By contrast, I would say we have now entered a phase of moving gradually away from the possibility of a formal peace agreement.

-Thomas de Waal has said he thinks a new war could start in 3-5 years. Do you think this time frame is realistic?
-When we discuss the possibility of a resumption of hostilities, we need to be very careful to specify whether we are talking about a deliberate new war, meaning a major offensive by Azerbaijan, or an “accidental” conflict, meaning that a flare-up of fighting like the one in early June could spiral out of control faster than efforts could be made to contain and localize it.
Those analysts who think Azerbaijan will at some point deliberately start a new war tend to point to the fact that Azerbaijan’s revenues from the export of oil and gas are likely to peak in the next few years.
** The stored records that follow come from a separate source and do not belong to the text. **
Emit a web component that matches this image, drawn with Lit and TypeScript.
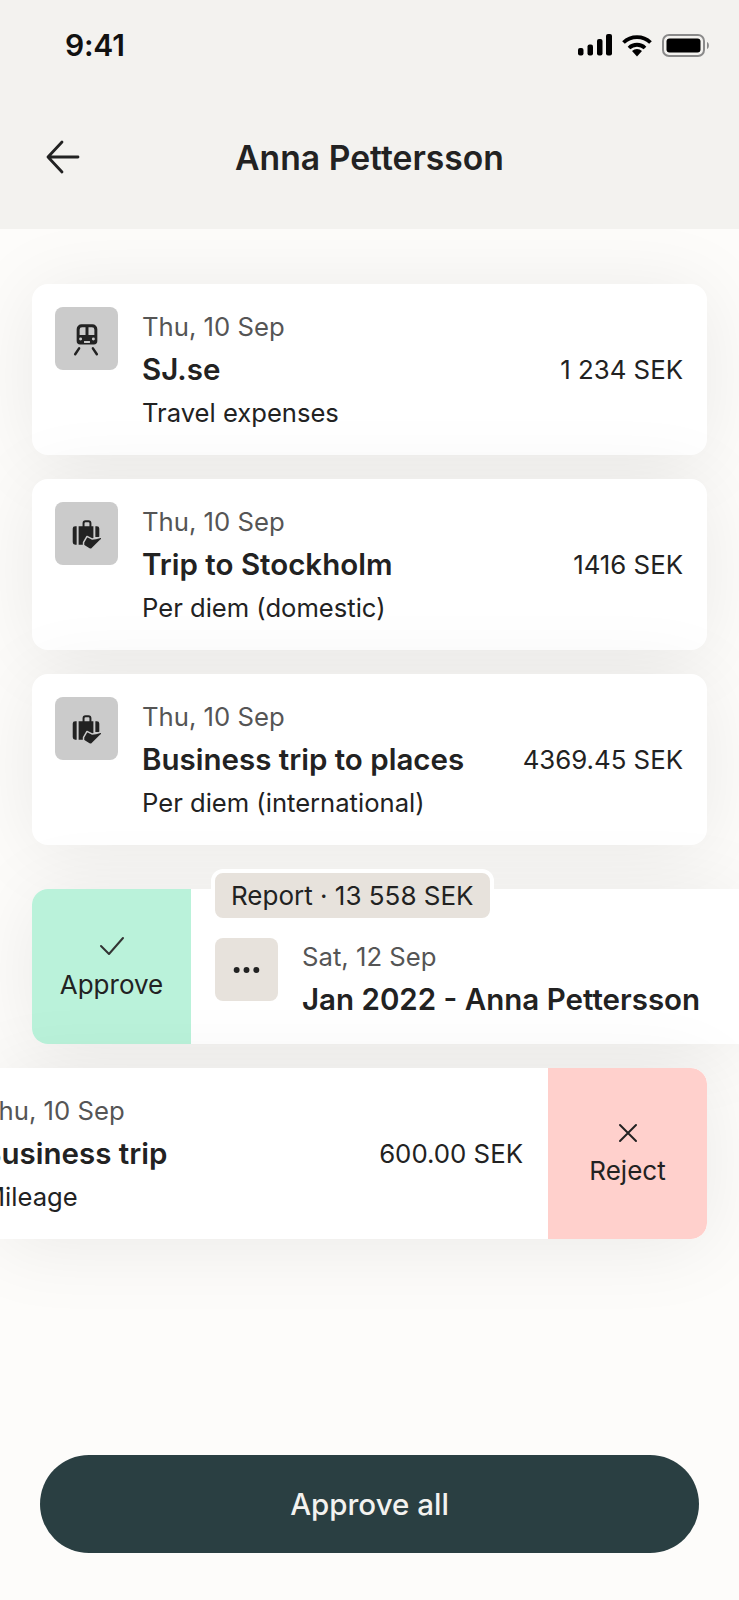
import { LitElement, html, css } from "lit";
import { customElement } from "lit/decorators.js";

const train = html`<svg viewBox="0 0 64 64" width="64" height="64"><path fill="#222" fill-rule="evenodd" d="M27 17h11a5 5 0 0 1 5 5v12a3.500 3.500 0 0 1-3.500 3.500h-14A3.500 3.500 0 0 1 22 34V22a5 5 0 0 1 5-5zM25 22.500V28h6V20h-3.500a2.500 2.500 0 0 0-2.500 2.500zM34 20v8h6v-5.500a2.500 2.500 0 0 0-2.500-2.500zM24.500 32a1.500 1.500 0 1 0 3 0 1.500 1.500 0 1 0-3 0zM37.500 32a1.500 1.500 0 1 0 3 0 1.500 1.500 0 1 0-3 0zM29.500 34h6v2h-6z"/><path stroke="#222" stroke-width="2.500" stroke-linecap="round" d="M24.500 41.500l-4 6M38.500 41.500l4 6" fill="none"/></svg>`;
const bag = html`<svg viewBox="0 0 64 64" width="64" height="64"><g transform="translate(1 1)"><path fill="#222" d="M21 23v19h-1.500a2.500 2.500 0 0 1-2.500-2.500v-14a2.500 2.500 0 0 1 2.500-2.500zM40 23h1.500a2.500 2.500 0 0 1 2.500 2.500V34h-4z"/><path fill="#222" fill-rule="evenodd" d="M23 23h4v-3a3 3 0 0 1 3-3h3a3 3 0 0 1 3 3v3h2v19H23zM29 23h5v-3a1 1 0 0 0-1-1h-3a1 1 0 0 0-1 1z"/><path fill="#222" stroke="#cbcbcb" stroke-width="1.500" stroke-linejoin="round" d="M28 39.500l3.500-6 5 2.500 4-.5 5.500-1.500c1 1 .5 2.500-.8 3.500L36 46.500h-1.500L28 42.500z"/></g></svg>`;
const dots = html`<svg viewBox="0 0 64 64" width="64" height="64"><g fill="#222"><circle cx="22" cy="32" r="3"/><circle cx="32" cy="32" r="3"/><circle cx="42" cy="32" r="3"/></g></svg>`;

@customElement("app-root")
export class AppRoot extends LitElement {
  static styles = css`
    :host { display: block; position: relative; width: 739px; height: 1600px; overflow: hidden; font-family: Inter, "Liberation Sans", sans-serif; color: #222; background: #fdfcfa; }
    .header { height: 229px; background: #f3f2ef; display: flex; flex-direction: column; position: relative; z-index: 1; }
    .status { height: 90px; display: flex; align-items: center; justify-content: space-between; padding: 0 29px 0 65px; }
    .time { font-size: 30px; font-weight: 600; color: #111; margin-top: -1px; letter-spacing: -0.2px; }
    .status-icons { display: flex; align-items: center; gap: 10px; }
    .nav { height: 139px; position: relative; display: flex; align-items: center; justify-content: center; padding-bottom: 5px; box-sizing: border-box; }
    .back { position: absolute; left: 45px; top: 49px; }
    .title { font-size: 33.700px; font-weight: 600; color: #222; }
    .list { display: flex; flex-direction: column; gap: 24px; padding: 55px 32px 0; }
    .card { height: 171px; background: #fff; border-radius: 16px; display: flex; padding: 23px 24px 0 23px; box-sizing: border-box; box-shadow: 0 6px 80px rgba(0,0,0,.08); position: relative; }
    .icon { width: 63px; height: 63px; border-radius: 8px; background: #cbcbcb; flex: none; display: flex; align-items: center; justify-content: center; }
    .text { margin-left: 24px; margin-top: 2px; flex: 1; min-width: 0; display: flex; flex-direction: column; }
    .date { font-size: 25.700px; color: #555; line-height: 36px; white-space: nowrap; }
    .name { font-size: 29.500px; font-weight: 600; line-height: 48px; white-space: nowrap; }
    .sub { font-size: 25.600px; line-height: 40px; white-space: nowrap; }
    .amt { font-size: 25.800px; font-weight: 400; align-self: center; white-space: nowrap; margin-bottom: 24px; }
    .swipe { height: 155px; border-radius: 16px 0 0 16px; margin-right: -32px; display: flex; background: #fff; margin-top: 20px; box-shadow: 0 6px 80px rgba(0,0,0,.08); position: relative; }
    .action { width: 159px; flex: none; display: flex; flex-direction: column; align-items: center; justify-content: center; gap: 10px; font-size: 26px; box-sizing: border-box; }
    .approve { background: #baf2da; border-radius: 16px 0 0 16px; gap: 13px; padding-top: 3px; }
    .reject { background: #ffd0cc; border-radius: 0 16px 16px 0; height: 171px; }
    .tag { position: absolute; left: 179px; top: -20px; background: #e7e2dc; border: 4px solid #fff; border-radius: 12px; font-size: 26px; line-height: 45px; padding: 0 16px; height: 45px; white-space: nowrap; }
    .swipe .inner { display: flex; padding: 49px 0 0 24px; flex: 1; min-width: 0; }
    .swipe .text { margin-top: 1px; }
    .dotbox { background: #e7e2dc; }
    .left-card { height: 171px; margin-left: -32px; display: flex; background: #fff; border-radius: 0 16px 16px 0; box-shadow: 0 6px 80px rgba(0,0,0,.08); position: relative; overflow: hidden; }
    .left-card .inner { flex: 1; min-width: 0; padding: 23px 25px 0 0; display: flex; margin-left: -18px; }
    .left-card .text { margin-left: 0; }
    .bottom { position: absolute; left: 40px; top: 1455px; width: 659px; height: 98px; padding-bottom: 1px; box-sizing: border-box; border-radius: 49px; background: #2a3f42; color: #f3f2ef; display: flex; align-items: center; justify-content: center; font-size: 29.500px; font-weight: 500; }
  `;

  card(icon: unknown, date: string, name: string, sub: string, amt: string) {
    return html`<div class="card"><div class="icon">${icon}</div><div class="text"><div class="date">${date}</div><div class="name">${name}</div><div class="sub">${sub}</div></div><div class="amt">${amt}</div></div>`;
  }

  render() {
    return html`
      <div class="header">
        <div class="status">
          <div class="time">9:41</div>
          <div class="status-icons">
            <svg width="34" height="22" viewBox="0 0 34 22"><g fill="#000"><rect x="0" y="14" width="5.500" height="7.500" rx="2"/><rect x="9.500" y="10.500" width="5.500" height="11" rx="2"/><rect x="19" y="5" width="5.500" height="16.500" rx="2"/><rect x="28" y="0" width="6" height="21.500" rx="2"/></g></svg>
            <svg width="30" height="23" viewBox="0 0 30 23"><path fill="none" stroke="#000" stroke-width="3.800" d="M1.500 8.500a19.500 19.500 0 0 1 27 0M7 14a11.500 11.500 0 0 1 16 0"/><path d="M15 22.500l-5-5.500a7.500 7.500 0 0 1 10 0z" fill="#000"/></svg>
            <svg width="48" height="23" viewBox="0 0 48 23"><rect x="1" y="1" width="41" height="21" rx="6" fill="none" stroke="#8a8a8a" stroke-width="2"/><rect x="4.500" y="4.500" width="34" height="14" rx="3" fill="#000"/><path d="M45 8c2.500 .5 2.500 6.500 0 7z" fill="#8a8a8a"/></svg>
          </div>
        </div>
        <div class="nav">
          <svg class="back" width="36" height="36" viewBox="0 0 36 36"><path fill="none" stroke="#222" stroke-width="2.800" stroke-linecap="round" stroke-linejoin="round" d="M17 3L3 18l14 15M3 18h30"/></svg>
          <div class="title">Anna Pettersson</div>
        </div>
      </div>
      <div class="list">
        ${this.card(train, "Thu, 10 Sep", "SJ.se", "Travel expenses", "1 234 SEK")}
        ${this.card(bag, "Thu, 10 Sep", "Trip to Stockholm", "Per diem (domestic)", "1416 SEK")}
        ${this.card(bag, "Thu, 10 Sep", "Business trip to places", "Per diem (international)", "4369.45 SEK")}
        <div class="swipe">
          <div class="action approve">
            <svg width="26" height="20" viewBox="0 0 26 20"><path fill="none" stroke="#333" stroke-width="2" stroke-linecap="round" stroke-linejoin="round" d="M2 10l8 8L24 2"/></svg>
            <div>Approve</div>
          </div>
          <div class="inner">
            <div class="icon dotbox">${dots}</div>
            <div class="text"><div class="date">Sat, 12 Sep</div><div class="name">Jan 2022 - Anna Pettersson</div></div>
          </div>
          <div class="tag">Report · 13 558 SEK</div>
        </div>
        <div class="left-card">
          <div class="inner">
            <div class="text"><div class="date">Thu, 10 Sep</div><div class="name">Business trip</div><div class="sub">Mileage</div></div>
            <div class="amt">600.00 SEK</div>
          </div>
          <div class="action reject">
            <svg width="24" height="24" viewBox="0 0 24 24"><path fill="none" stroke="#222" stroke-width="2" stroke-linecap="round" d="M4 4l16 16M20 4L4 20"/></svg>
            <div>Reject</div>
          </div>
        </div>
      </div>
      <div class="bottom">Approve all</div>
    `;
  }
}
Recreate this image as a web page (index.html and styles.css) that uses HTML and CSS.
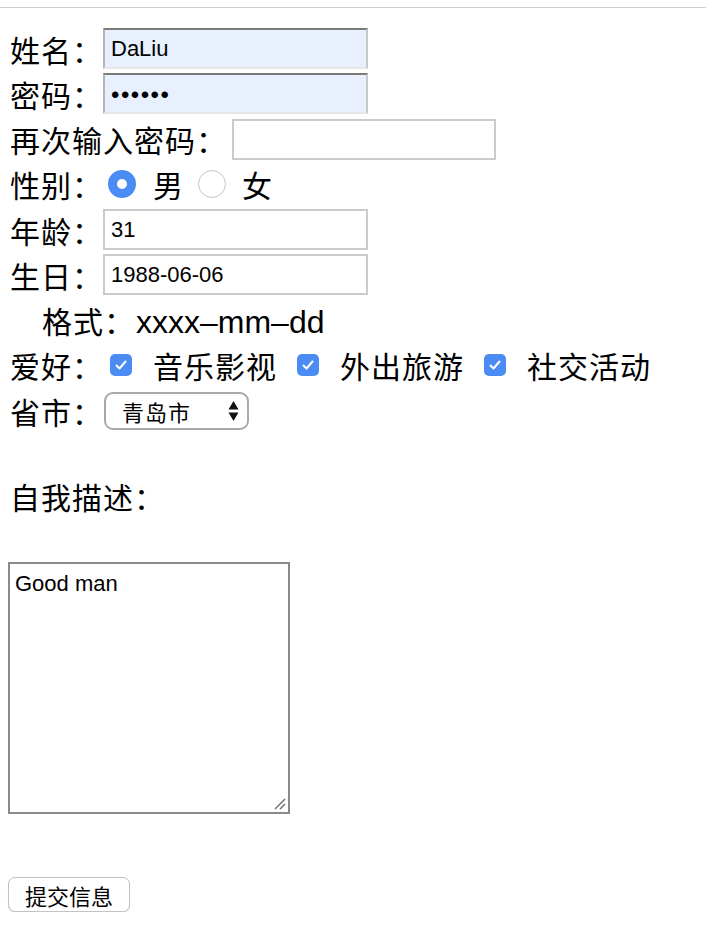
FILE: index.html
```html
<!DOCTYPE html>
<html lang="zh">
<head>
<meta charset="utf-8">
<title>注册</title>
<link rel="stylesheet" href="styles.css">
</head>
<body>
<div class="topline"></div>
<form class="form">
  <div class="row"><span class="lbl">姓名：</span><span class="field auto w-name">DaLiu</span></div>
  <div class="row"><span class="lbl">密码：</span><span class="field auto dots w-name">••••••</span></div>
  <div class="row"><span class="lbl">再次输入密码：</span><span class="field plain w-re"></span></div>
  <div class="row"><span class="lbl">性别：</span>
    <span class="radio on"></span><span class="opt">男</span>
    <span class="radio off"></span><span class="opt">女</span>
  </div>
  <div class="row"><span class="lbl">年龄：</span><span class="field plain w-name">31</span></div>
  <div class="row"><span class="lbl">生日：</span><span class="field plain w-name">1988-06-06</span></div>
  <div class="row"><span class="fmt">格式：<span class="latin">xxxx–mm–dd</span></span></div>
  <div class="row"><span class="lbl">爱好：</span>
    <span class="check"><svg viewBox="0 0 22 22" width="22" height="22"><polyline points="6.5,11.5 9.5,14.5 15.5,7.5" fill="none" stroke="#fff" stroke-width="2" stroke-linecap="round" stroke-linejoin="round"/></svg></span><span class="opt wide">音乐影视</span>
    <span class="check"><svg viewBox="0 0 22 22" width="22" height="22"><polyline points="6.5,11.5 9.5,14.5 15.5,7.5" fill="none" stroke="#fff" stroke-width="2" stroke-linecap="round" stroke-linejoin="round"/></svg></span><span class="opt wide">外出旅游</span>
    <span class="check"><svg viewBox="0 0 22 22" width="22" height="22"><polyline points="6.5,11.5 9.5,14.5 15.5,7.5" fill="none" stroke="#fff" stroke-width="2" stroke-linecap="round" stroke-linejoin="round"/></svg></span><span class="opt wide">社交活动</span>
  </div>
  <div class="row"><span class="lbl">省市：</span>
    <span class="select"><span class="seltext">青岛市</span>
      <svg class="arrows" viewBox="0 0 11 24" width="11" height="24"><polygon points="5.5,2 10.5,10.5 0.5,10.5" fill="#111"/><polygon points="0.5,13.5 10.5,13.5 5.5,22" fill="#111"/></svg>
    </span>
  </div>
  <div class="desc">自我描述：</div>
  <div class="textarea">Good man
    <svg class="grip" viewBox="0 0 14 14" width="14" height="14"><line x1="3" y1="13" x2="13" y2="3" stroke="#666" stroke-width="1.3"/><line x1="8" y1="13" x2="13" y2="8" stroke="#666" stroke-width="1.3"/></svg>
  </div>
  <div class="submit">提交信息</div>
</form>
</body>
</html>
```
FILE: styles.css
```css
html, body {
  margin: 0;
  padding: 0;
  background: #fff;
}
body {
  font-family: "Liberation Sans", "Noto Sans CJK SC", sans-serif;
  color: #000;
}
.topline {
  margin-top: 7px;
  border-top: 1px solid #cfcfcf;
}
.form {
  padding: 18px 0 0 8px;
}
.row {
  display: flex;
  align-items: center;
  height: 45.25px;
  font-size: 30px;
  padding-left: 2px;
  white-space: nowrap;
}
.lbl, .opt, .fmt, .desc {
  font-family: "Noto Sans CJK SC", sans-serif;
  letter-spacing: 1px;
}
.lbl {
  margin-right: 0;
}
.field {
  box-sizing: border-box;
  height: 41px;
  font-size: 22px;
  display: flex;
  align-items: center;
  padding-left: 6px;
}
.w-name { width: 265px; }
.w-re { width: 264px; margin-left: 5px; }
.auto {
  background: #e8f0fe;
  border-top: 2px solid #7b7b7b;
  border-left: 2px solid #b5b5b5;
  border-right: 2px solid #c8c8c8;
  border-bottom: 2px solid #e6e6e6;
}
.dots { font-size: 24px; letter-spacing: 1.5px; padding-top: 2px; }
.plain {
  background: #fff;
  border: 2px solid #cbcbcb;
}
.radio {
  width: 28px;
  height: 28px;
  box-sizing: border-box;
  border-radius: 50%;
  background: #fff;
  margin-left: 5px;
  margin-right: 17px;
}
.radio.off {
  border: 1.5px solid #c6c6c6;
  margin-left: 14px;
  margin-right: 16px;
}
.radio.on {
  border: 9px solid #4a8cf4;
}
.check {
  width: 22px;
  height: 22px;
  border-radius: 5px;
  background: #4a8cf4;
  display: inline-flex;
  margin-left: 7px;
  margin-right: 21px;
}
.opt.wide + .check { margin-left: 20px; }
.fmt {
  padding-left: 32px;
}
.latin {
  font-family: "Liberation Sans", sans-serif;
  font-size: 32px;
  letter-spacing: 0;
  margin-left: 1px;
}
.select {
  box-sizing: border-box;
  width: 145px;
  height: 38px;
  border: 2px solid #a9a9a9;
  border-radius: 9px;
  display: flex;
  align-items: center;
  justify-content: space-between;
  padding: 0 8px 0 16px;
  font-size: 22px;
  margin-left: 1px;
  background: #fff;
}
.seltext { font-family: "Noto Sans CJK SC", sans-serif; letter-spacing: 1px; }
.desc {
  font-size: 30px;
  padding-left: 2px;
  margin-top: 41px;
  height: 45px;
  line-height: 45px;
}
.textarea {
  position: relative;
  box-sizing: border-box;
  margin-top: 43px;
  width: 282px;
  height: 252px;
  border: 2px solid #8a8a8a;
  font-size: 22px;
  padding: 6px 5px;
  line-height: 28px;
}
.grip {
  position: absolute;
  right: 2px;
  bottom: 2px;
}
.submit {
  box-sizing: border-box;
  margin-top: 63px;
  width: 122px;
  height: 35px;
  border: 1.5px solid #c2c2c2;
  border-radius: 7px;
  font-family: "Noto Sans CJK SC", sans-serif;
  font-size: 22px;
  display: flex;
  align-items: center;
  justify-content: center;
  background: #fff;
  box-shadow: 0 1px 1px rgba(0,0,0,0.12);
}
```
It is also conceivable that the pattern we have seen over the past three years of far more frequent attempts by Azerbaijani forces to penetrate the Line of Contact, and the geographical spread of such attempts and other ceasefire violations by Azerbaijan, is part of an in-depth study of the weak points in the Armenian line of defense in preparation for a deliberate large-scale offensive.
Veteran US diplomat Wayne Merry, who recently visited the Line of Contact, argues that we have seen a shift from a state of quasi-peace to one of quasi-war, and he does not rule out the possibility of that quasi-war becoming a real one.
In the short term, I tend to think the danger of an accidental war is greater than that of a deliberate one. From that point of view, Thomas de Waal’s timeframe of three to five years seems more likely in terms of a deliberate new offensive by Azerbaijan, while an “accidental” war could happen even sooner.